Video event detection using motion relativity and visual relatedness

  • Authors:
  • Feng Wang;Yu-Gang Jiang;Chong-Wah Ngo

  • Affiliations:
  • City University of Hong Kong, Hong Kong, Hong Kong;City University of Hong Kong, Hong Kong, Hong Kong;City University of Hong Kong, Hong Kong, Hong Kong

  • Venue:
  • MM '08 Proceedings of the 16th ACM international conference on Multimedia
  • Year:
  • 2008

Quantified Score

Hi-index 0.00

Visualization

Abstract

Event detection plays an essential role in video content analysis. However, the existing features are still weak in event detection because: i) most features just capture what is involved in an event or how the event evolves separately, and thus cannot completely describe the event; ii) to capture event evolution information, only motion distribution over the whole frame is used which proves to be noisy in unconstrained videos; iii) the estimated object motion is usually distorted by camera movement. To cope with these problems, in this paper, we propose a new motion feature, namely Expanded Relative Motion Histogram of Bag-of-Visual-Words (ERMH-BoW) to employ motion relativity and visual relatedness for event detection.
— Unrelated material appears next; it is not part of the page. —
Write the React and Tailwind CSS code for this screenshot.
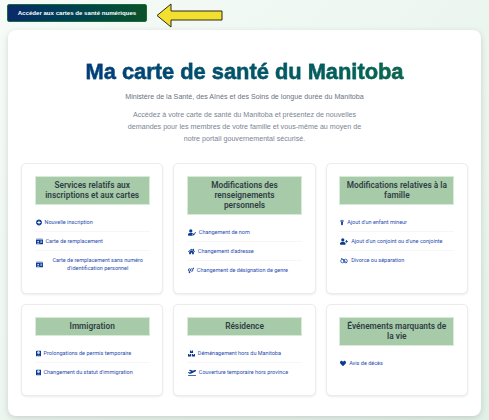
import React from "react";
import { FaPlusCircle, FaIdCard, FaUserEdit, FaHome, FaVenusMars, FaChild, FaUserPlus, FaPassport, FaBoxes, FaPlaneDeparture, FaHeart } from "react-icons/fa";

const Rings = (p) => (
  <svg viewBox="0 0 16 12" fill="none" stroke="currentColor" strokeWidth="1.4" {...p}>
    <circle cx="5" cy="7" r="3.6" />
    <circle cx="11" cy="7" r="3.6" />
    <path d="M2 1l12 10" />
  </svg>
);

const cards = [
  { title: "Services relatifs aux inscriptions et aux cartes", links: [[FaPlusCircle, "Nouvelle inscription", "w-[6px]"], [FaIdCard, "Carte de remplacement", "w-[7px]"], [FaIdCard, "Carte de remplacement sans numéro d'identification personnel", "w-[7px]"]] },
  { title: "Modifications des renseignements personnels", links: [[FaUserEdit, "Changement de nom", "w-[8px]"], [FaHome, "Changement d'adresse", "w-[7px]"], [FaVenusMars, "Changement de désignation de genre", "w-[6px]"]] },
  { title: "Modifications relatives à la famille", links: [[FaChild, "Ajout d'un enfant mineur", "w-[4px]"], [FaUserPlus, "Ajout d'un conjoint ou d'une conjointe", "w-[8px]"], [Rings, "Divorce ou séparation", "w-[8px]"]] },
  { title: "Immigration", links: [[FaPassport, "Prolongations de permis temporaire", "w-[5px]"], [FaPassport, "Changement du statut d'immigration", "w-[5px]"]] },
  { title: "Résidence", links: [[FaBoxes, "Déménagement hors du Manitoba", "w-[7px]"], [FaPlaneDeparture, "Couverture temporaire hors province", "w-[8px]"]] },
  { title: "Événements marquants de la vie", links: [[FaHeart, "Avis de décès", "w-[6px]"]] },
];

function Card({ title, links }) {
  return (
    <div className="rounded-[5px] border border-[#ececec] bg-white px-[12.5px] pt-[12px] pb-[13px] shadow-[0_1px_2px_rgba(0,0,0,0.08)]">
      <h2 className="mb-[8.5px] border border-[#d8ead8] bg-[#a7caa8] px-[6px] py-[3.25px] text-center font-['Roboto',sans-serif] text-[8.3px] leading-[10px] font-semibold text-[#2f3e46]">
        {title}
      </h2>
      <ul>
        {links.map(([Icon, label, w], i) => (
          <li key={i} className="flex min-h-[19px] items-center justify-center border-b border-[#f6f6f6] py-[4.75px] last:border-b-0">
            <a className="flex w-full items-center gap-[3px] pl-[1px] font-['Roboto',sans-serif] text-[5.5px] leading-[8.5px] text-[#1f4bb0]">
              <Icon className={"h-[7px] shrink-0 text-[#0b3a94] " + w} />
              <span className={label.length > 45 ? "flex-1 text-center" : ""}>{label}</span>
            </a>
          </li>
        ))}
      </ul>
    </div>
  );
}

export default function App() {
  return (
    <div className="h-[420px] w-[489px] overflow-hidden bg-gradient-to-br from-[#f6fbf7] to-[#e2f1e8] font-['Liberation_Sans',sans-serif]">
      <div className="flex items-start gap-[9px] pt-[3px] pl-[7px]">
        <a className="mt-[1px] flex h-[18px] w-[140px] items-center justify-center rounded-[2px] border border-[#1b6b3a] bg-gradient-to-r from-[#0a2a6b] to-[#0c5228] text-[6.1px] font-semibold text-white">
          Accéder aux cartes de santé numériques
        </a>
        <svg viewBox="0 0 67 25" className="h-[25px] w-[67px]">
          <path d="M1 12.5 15 1v7h51v9H15v7z" fill="#f2df2f" stroke="#2b2b1a" strokeWidth="1" />
        </svg>
      </div>
      <main className="mx-[8px] mt-[2px] h-[386px] rounded-[8px] bg-white px-[13px] pt-[30px] shadow-[0_2px_6px_rgba(0,0,0,0.15)]">
        <h1 className="mx-auto w-fit bg-gradient-to-r from-[#003a82] to-[#0a6b45] bg-clip-text text-[21.85px] leading-[24px] font-bold text-transparent [-webkit-text-stroke:0.35px_#0a4f6a]">
          Ma carte de santé du Manitoba
        </h1>
        <p className="mt-[8px] text-center text-[7.15px] leading-[10px] text-[#6b7280]">
          Ministère de la Santé, des Aînés et des Soins de longue durée du Manitoba
        </p>
        <p className="mx-auto mt-[7px] w-[240px] text-center text-[7.15px] leading-[12px] text-[#7b8494]">
          Accédez à votre carte de santé du Manitoba et présentez de nouvelles demandes pour les membres de votre famille et vous-même au moyen de notre portail gouvernemental sécurisé.
        </p>
        <div className="mt-[18px] grid grid-cols-3 gap-x-[10px] gap-y-[10px]">
          {cards.map((c) => <Card key={c.title} {...c} />)}
        </div>
      </main>
    </div>
  );
}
In ERMH-BoW, by representing what aspect of an event with Bag-of-Visual-Words (BoW), we construct relative motion histograms between visual words to depict the object activities or how aspect of the event. ERMH-BoW thus integrates both what and how aspects for a complete event description. Instead of motion distribution features, local motion of visual words is employed which is more discriminative in event detection. Meanwhile, we show that by employing relative motion, ERMH-BoW is able to honestly describe object activities in an event regardless of varying camera movement. Besides, to alleviate the visual word correlation problem in BoW, we propose a novel method to expand the relative motion histogram. The expansion is achieved by diffusing the relative motion among correlated visual words measured by visual relatedness. To validate the effectiveness of the proposed feature, ERMH-BoW is used to measure video clip similarity with Earth Mover's Distance (EMD) for event detection. We conduct experiments for detecting LSCOM events in TRECVID 2005 video corpus, and performance is improved by 74% and 24% compared with existing motion distribution feature and BoW feature respectively.